A prova definitiva do caráter de Cibelle veio à tona assim que a mãe deles finalmente faleceu. Quando foram enterrar dona Cecília na cova que ela própria havia comprado no Cemitério da Boa Sentença, um dos melhores dos Cafundós, descobriram que não tinha pedaço de chão algum no nome dela. Cibelle ainda fingiu surpresa até o representante funerário apresentar o certificado de transferência do jazigo, escriturado com a sua firma reconhecida. Desde que dona Cecília começou a apresentar sinais de falta de memória, trataram logo de interditá-la, e era Cibelle a responsável por tudo. Recebia a aposentadoria, pagava as contas e administrava os bens, por isso vendeu a cova da mãe sem perguntar nada a ninguém. O valor estava lá muito bem descrito no documento: doze mil reais. O que ela fez com esse dinheiro todo, nunca se soube. Enterrou-se o assunto junto com a mãe, e Cibelle tratou de sumir antes da missa de sétimo dia, muitíssimo abalada. Quem pagou o caixão, o velório, o sepultamento, a missa, tudo? Depois de uns tempos com uns parentes distantes, noutro estado, Cibelle voltou para os Cafundós com a cara mais lavada, pedindo dinheiro emprestado ao irmão. Só sobrava para dona Jose e para a Cantina do Intervalo.
O único dinheiro que Paulão chegou a empregar no negócio foi uma pequena parte do apurado com a venda da casa de d. Cecília, depois de muita briga e do desconto de muitos gastos. Porque Cibelle alegava o tempo inteiro que tinha parado a vida por muitos anos para cuidar da mãe, merecendo ficar com a casa toda para ela, do que quase convenceu o irmão. Não fosse d. Jose relembrar dia e noite o rombo que a cunhada havia deixado no caixa da lanchonete, os custos do inventário arcados integralmente com o orçamento da cantina _ só de imposto foi-se mais de dez mil reais, outros cinco mil de advogado _ afora, lógico, o novo jazigo que precisou ser comprado e as caríssimas providências fúnebres de d. Cecília, com todas as pompas que os filhos julgavam indispensáveis e para com as quais não podiam arcar. O caso precisou ser levado à Justiça e dona Jose só não foi chamada de bonita pela cunhada.
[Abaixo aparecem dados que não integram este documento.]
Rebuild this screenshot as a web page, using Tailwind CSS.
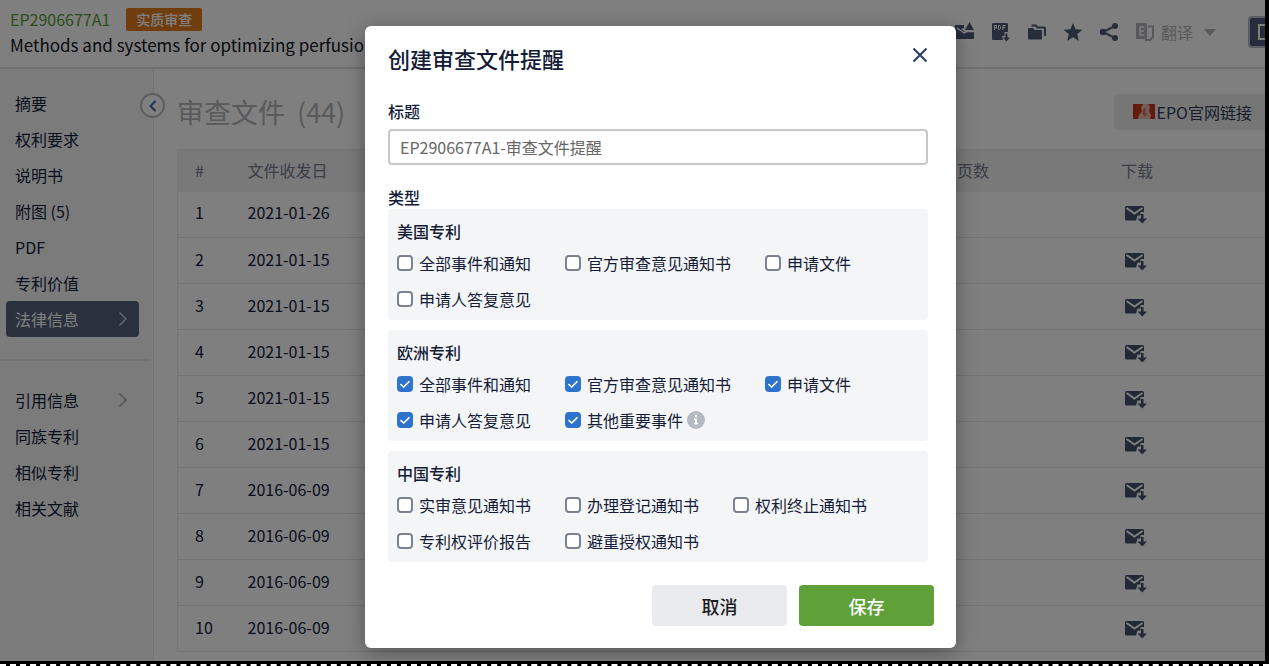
<!DOCTYPE html>
<html lang="zh-CN">

<head>
    <meta charset="utf-8">
    <title>EP2906677A1 - 审查文件</title>
    <meta content="width=device-width, initial-scale=1.0" name="viewport">

    <!-- Tailwind CSS -->
    <script src="https://cdn.jsdelivr.net/npm/@tailwindcss/browser@4"></script>
</head>

<body class="h-screen flex flex-col overflow-hidden bg-black font-['Noto_Sans_CJK_SC',sans-serif] text-base leading-6 text-[#141c38]">

    <!-- Shared icons -->
    <svg class="hidden">
        <symbol id="icon-mail" viewBox="0 0 22 18">
            <path fill="currentColor" d="M1.5 0h16A1.5 1.5 0 0 1 19 1.5V6h-3.500v3.500H12.500L11 14.500H1.500A1.500 1.500 0 0 1 0 13V1.500A1.500 1.500 0 0 1 1.500 0Z" />
            <path fill="none" stroke="#fff" stroke-width="2" d="M1.500 2 9.500 7.500 17.500 2" />
            <path fill="currentColor" d="M16 8h2.500v4.500H22L17.250 17.500 12.500 12.500H16Z" />
        </symbol>
        <symbol id="icon-check" viewBox="0 0 16 16">
            <path fill="none" stroke="#fff" stroke-width="1.600" d="M3.500 8.200 6.700 11 12.500 5.200" />
        </symbol>
        <symbol id="icon-right" viewBox="0 0 10 16">
            <path fill="none" stroke="currentColor" stroke-width="1.600" d="M1.500 1.500 8 8 1.500 14.500" />
        </symbol>
    </svg>

    <div class="relative flex-1 min-h-0 mr-1 flex flex-col overflow-hidden bg-white">

        <!-- Header Start -->
        <header class="flex items-center h-[69px] shrink-0 pl-[10px] pb-[3px] border-b-2 border-[#e0e0e0]">
            <div>
                <div class="flex items-center gap-4 h-6">
                    <a href="#" class="text-[#5c9c38]">EP2906677A1</a>
                    <span class="px-[10px] h-[23px] leading-[22px] rounded-xs bg-[#e07a1c] text-white text-sm font-medium">实质审查</span>
                </div>
                <h1 class="mt-[2px] whitespace-nowrap text-[17px] text-[#101420]">Methods and systems for optimizing perfusion</h1>
            </div>
            <div class="ml-auto flex items-center gap-4 text-[#4f5a76]">
                <button aria-label="图片">
                    <svg class="size-5" viewBox="0 0 20 20" fill="currentColor"><path d="M0 3h9v3l-3 1 4 3 9-1v7a1 1 0 0 1-1 1H1a1 1 0 0 1-1-1Z" /><path d="m14.500 0 4.500 8h-9Z" /><path fill="none" stroke="#fff" stroke-width="1.500" d="m2 6 7 5 3-1.500h8" /></svg>
                </button>
                <button aria-label="PDF">
                    <svg class="size-5" viewBox="0 0 20 20"><path fill="currentColor" d="M2 1h14a1 1 0 0 1 1 1v8h-3.500v4H11l1 4H2a1 1 0 0 1-1-1V2a1 1 0 0 1 1-1Z" /><path fill="none" stroke="#fff" d="M3.500 8V3.500h2v2.500h-2M7.500 3.500h1l1 1v2l-1 1h-1ZM12 8V3.500h2.500M12 5.500h2" /><path fill="currentColor" d="M14.500 11.500h2v4H19l-3.500 4-3.500-4h2.500Z" /></svg>
                </button>
                <button aria-label="文件夹">
                    <svg class="size-5" viewBox="0 0 20 20"><path fill="currentColor" d="M2 6h4l1.500 2H14a1 1 0 0 1 1 1v7.500a1 1 0 0 1-1 1H2a1 1 0 0 1-1-1V7a1 1 0 0 1 1-1Z" /><path fill="none" stroke="currentColor" stroke-width="2" d="M4.500 3.500H9l1.500 2H17a1 1 0 0 1 1 1V14" /></svg>
                </button>
                <button aria-label="收藏">
                    <svg class="size-5" viewBox="0 0 20 20" fill="currentColor"><path d="m10 1 2.600 6.300 6.800.5-5.200 4.400 1.700 6.700L10 15.300l-5.900 3.600 1.700-6.700L.600 7.800l6.800-.5Z" /></svg>
                </button>
                <button aria-label="分享">
                    <svg class="size-5" viewBox="0 0 20 20" fill="currentColor"><circle cx="4" cy="10" r="3.200" /><circle cx="16" cy="4" r="3" /><circle cx="16" cy="16" r="3" /><path fill="none" stroke="currentColor" stroke-width="2" d="M16 4 4 10l12 6" /></svg>
                </button>
                <button class="flex items-center gap-[6px] text-[#b2b2b6]">
                    <svg class="size-5" viewBox="0 0 20 20"><path fill="currentColor" d="M2 1h9a1 1 0 0 1 1 1v14a1 1 0 0 1-1 1H2a1 1 0 0 1-1-1V2a1 1 0 0 1 1-1Z" /><path fill="none" stroke="#fff" stroke-width="1.500" d="M9.500 5H5v8h4.500M5 9h4" /><path fill="none" stroke="currentColor" stroke-width="2" d="M13 4.500h5V15l-3 3h-5" /></svg>
                    翻译
                    <svg class="ml-[5px] w-3 h-[7px]" viewBox="0 0 12 7" fill="currentColor"><path d="M0 0h12L6 7Z" /></svg>
                </button>
                <button aria-label="面板" class="ml-4 flex items-center w-[17px] h-8 pl-2 overflow-hidden rounded-l border-2 border-r-0 border-[#b4bac8] bg-[#4f5a76]">
                    <span class="w-4 h-4 shrink-0 border-2 border-white"></span>
                </button>
            </div>
        </header>
        <!-- Header End -->

        <div class="flex flex-1 min-h-0">
            <!-- Sidebar Start -->
            <nav class="relative w-[154px] shrink-0 pt-4 bg-[#f7f7f8] border-r border-[#e6e6e8]">
                <div class="flex flex-col px-[6px] mr-2">
                    <a href="#" class="h-9 px-[9px] flex items-center">摘要</a>
                    <a href="#" class="h-9 px-[9px] flex items-center">权利要求</a>
                    <a href="#" class="h-9 px-[9px] flex items-center">说明书</a>
                    <a href="#" class="h-9 px-[9px] flex items-center">附图 (5)</a>
                    <a href="#" class="h-9 px-[9px] flex items-center">PDF</a>
                    <a href="#" class="h-9 px-[9px] flex items-center">专利价值</a>
                    <a href="#" class="h-9 px-[9px] flex items-center justify-between rounded bg-[#56617c] text-white">法律信息
                        <svg class="mr-[2px] w-[10px] h-4 text-[#c4c8d4]"><use href="#icon-right" /></svg></a>
                </div>
                <hr class="mt-[22px] mb-[21px] mr-1 border-t-2 border-[#e6e6e8]">
                <div class="flex flex-col px-[6px] mr-2">
                    <a href="#" class="h-9 px-[9px] flex items-center justify-between">引用信息
                        <svg class="mr-[2px] w-[10px] h-4 text-[#a4a6ae]"><use href="#icon-right" /></svg></a>
                    <a href="#" class="h-9 px-[9px] flex items-center">同族专利</a>
                    <a href="#" class="h-9 px-[9px] flex items-center">相似专利</a>
                    <a href="#" class="h-9 px-[9px] flex items-center">相关文献</a>
                </div>
                <button aria-label="收起" class="absolute top-6 -right-3 size-[25px] flex items-center justify-center rounded-full border-2 border-[#bcbcc0] bg-white text-[#3c66b0]">
                    <svg class="w-2 h-3" viewBox="0 0 8 12"><path fill="none" stroke="currentColor" stroke-width="2" d="M6.500 1 1.500 6l5 5" /></svg>
                </button>
            </nav>
            <!-- Sidebar End -->

            <!-- Documents Start -->
            <main class="flex-1 min-w-0 pl-[23px]">
                <div class="flex items-center justify-between h-[80px] pt-[5px]">
                    <h2 class="flex gap-3 text-[27px] leading-10 text-[#b4b4b8]">审查文件 <span>(44)</span></h2>
                    <a href="#" class="flex items-center gap-[2px] h-9 pl-[19px] pr-[13px] rounded-l bg-[#ececee] text-[#343c58]">
                        <svg class="w-[22px] h-[15px]" viewBox="0 0 22 15"><path fill="#c8341c" d="M0 0h22v15H0Z" /><path fill="#e8b8ac" d="M10 0h5l2 3-1 4 2 4-1 4H5l1-4 3-4-1-3Z" /><path fill="#d8705c" d="m11 4 2 1-1 3 3 3-4 1-2-3Z" /></svg>
                        EPO官网链接
                    </a>
                </div>
                <table class="w-full table-fixed text-left border-l border-[#ececee]">
                    <thead class="bg-[#f2f2f3] text-[#787c8c]">
                        <tr class="h-[42px] border-t border-[#ececee]">
                            <th class="w-[53px] pl-[17px] pb-[2px] font-normal">#</th>
                            <th class="pl-[17px] pb-[2px] font-normal">文件收发日</th>
                            <th class="w-[165px] pl-[18px] pb-[2px] font-normal">页数</th>
                            <th class="w-[161px] pl-[17px] pb-[2px] font-normal">下载</th>
                        </tr>
                    </thead>
                    <tbody id="doc-rows"></tbody>
                </table>
            </main>
            <!-- Documents End -->
        </div>

        <!-- Modal Start -->
        <div class="absolute inset-0 z-10 flex items-start justify-center pt-[26px] pl-14 bg-black/50">
            <form role="dialog" aria-labelledby="modal-title" class="w-[591px] pt-4 pb-[22px] pl-[23px] pr-[22px] rounded-md bg-white text-[#141c38] shadow-[0_4px_20px_rgba(0,0,0,0.35)]">
                <div class="flex items-start justify-between">
                    <h2 id="modal-title" class="text-[22px] leading-8 font-medium">创建审查文件提醒</h2>
                    <button type="button" aria-label="关闭" class="mt-[5px] mr-[6px] text-[#2c3a60]">
                        <svg class="size-4" viewBox="0 0 16 16"><path fill="none" stroke="currentColor" stroke-width="2" d="m1.500 1.500 13 13M14.500 1.500l-13 13" /></svg>
                    </button>
                </div>

                <div class="mt-[25px] mr-[6px]">
                    <label for="title" class="block font-medium">标题</label>
                    <input id="title" type="text" value="EP2906677A1-审查文件提醒" class="mt-[6px] w-full h-9 px-[10px] rounded border-2 border-[#c8c8cb] text-[#666]">
                    <p class="mt-5 font-medium">类型</p>
                    <div id="type-groups" class="flex flex-col gap-[10px]"></div>
                </div>

                <div class="mt-[23px] flex justify-end gap-3">
                    <button type="button" class="w-[135px] h-[41px] rounded bg-[#e9eaee] text-lg font-medium text-[#1c1c20]">取消</button>
                    <button type="submit" class="w-[135px] h-[41px] rounded bg-[#5fa038] text-lg font-medium text-white">保存</button>
                </div>
            </form>
        </div>
        <!-- Modal End -->
    </div>

    <!-- Bottom edge -->
    <div class="h-[5px] shrink-0 border-b-2 border-dashed border-white"></div>

    <script>
        const dates = [
            "2021-01-26", "2021-01-15", "2021-01-15", "2021-01-15", "2021-01-15",
            "2021-01-15", "2016-06-09", "2016-06-09", "2016-06-09", "2016-06-09"
        ];

        const groups = [
            { name: "美国专利", checked: false, items: ["全部事件和通知", "官方审查意见通知书", "申请文件", "申请人答复意见"] },
            { name: "欧洲专利", checked: true, items: ["全部事件和通知", "官方审查意见通知书", "申请文件", "申请人答复意见", "其他重要事件"] },
            { name: "中国专利", checked: false, items: ["实审意见通知书", "办理登记通知书", "权利终止通知书", "专利权评价报告", "避重授权通知书"] }
        ];

        const info = `<svg class="size-[18px] -ml-[2px]" viewBox="0 0 18 18"><circle cx="9" cy="9" r="9" fill="#b4bac2" /><path fill="#fff" d="M8 4h2v2H8ZM7 7.500h3V12h1v1.500H7V12h1V9H7Z" /></svg>`;

        document.getElementById("doc-rows").innerHTML = dates.map((date, i) => `
            <tr class="h-[46px] border-b border-[#e6e6e8]">
                <td class="pl-[17px] pb-1">${i + 1}</td>
                <td class="pl-[17px] pb-1">${date}</td>
                <td></td>
                <td class="pl-[21px]"><button aria-label="下载" class="block mt-[2px] text-[#47516c]"><svg class="w-[22px] h-[18px]"><use href="#icon-mail" /></svg></button></td>
            </tr>`).join("");

        document.getElementById("type-groups").innerHTML = groups.map(group => `
            <fieldset class="pt-[10px] pb-[9px] pl-[9px] rounded bg-[#f4f5f7]">
                <legend class="float-left w-full font-medium">${group.name}</legend>
                <div class="clear-both pt-2 flex flex-wrap gap-x-[34px] gap-y-3">
                    ${group.items.map(item => `
                        <label class="flex items-center gap-[6px] whitespace-nowrap">
                            <span class="grid">
                                <input type="checkbox" ${group.checked ? "checked" : ""} class="peer col-start-1 row-start-1 appearance-none size-4 rounded border-2 border-[#7c8290] bg-white checked:border-[#2f74cc] checked:bg-[#2f74cc]">
                                <svg class="col-start-1 row-start-1 size-4 pointer-events-none invisible peer-checked:visible"><use href="#icon-check" /></svg>
                            </span>
                            ${item}${item === "其他重要事件" ? info : ""}
                        </label>`).join("")}
                </div>
            </fieldset>`).join("");
    </script>
</body>

</html>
Depois desses problemas todos, houve um tempo de paz e bonança. Tudo ia bem nos Cafundós, as contas recuperadas, o casamento reconciliado. D. Jose até fez uma viagem com Paulão para as cachoeiras. Pousada simples, comida gostosa, muitos passeios: uma segunda lua de mel. Robertinha ganhou uma escrivaninha nova e passava o dia estudando. Paulinho começou o namoro com Albertina, boa moça, se dava bem com todos. A vida seguia alegre, calma e quieta.
Até que surgiram novas encruzilhadas. Veio a gravidez de Albertina e os dois foram despedidos. Ela, por estar grávida; ele, por corte de verbas na universidade. Mudaram-se para o quarto de Robertinha e a nora virou atendente na Cantina. Mais duas bocas e um salário para sustentar. Não era com esses problemas, contudo, que dona Jose se preocupava ao equilibrar as bandejas no lugar de Albertina naquele final de tarde.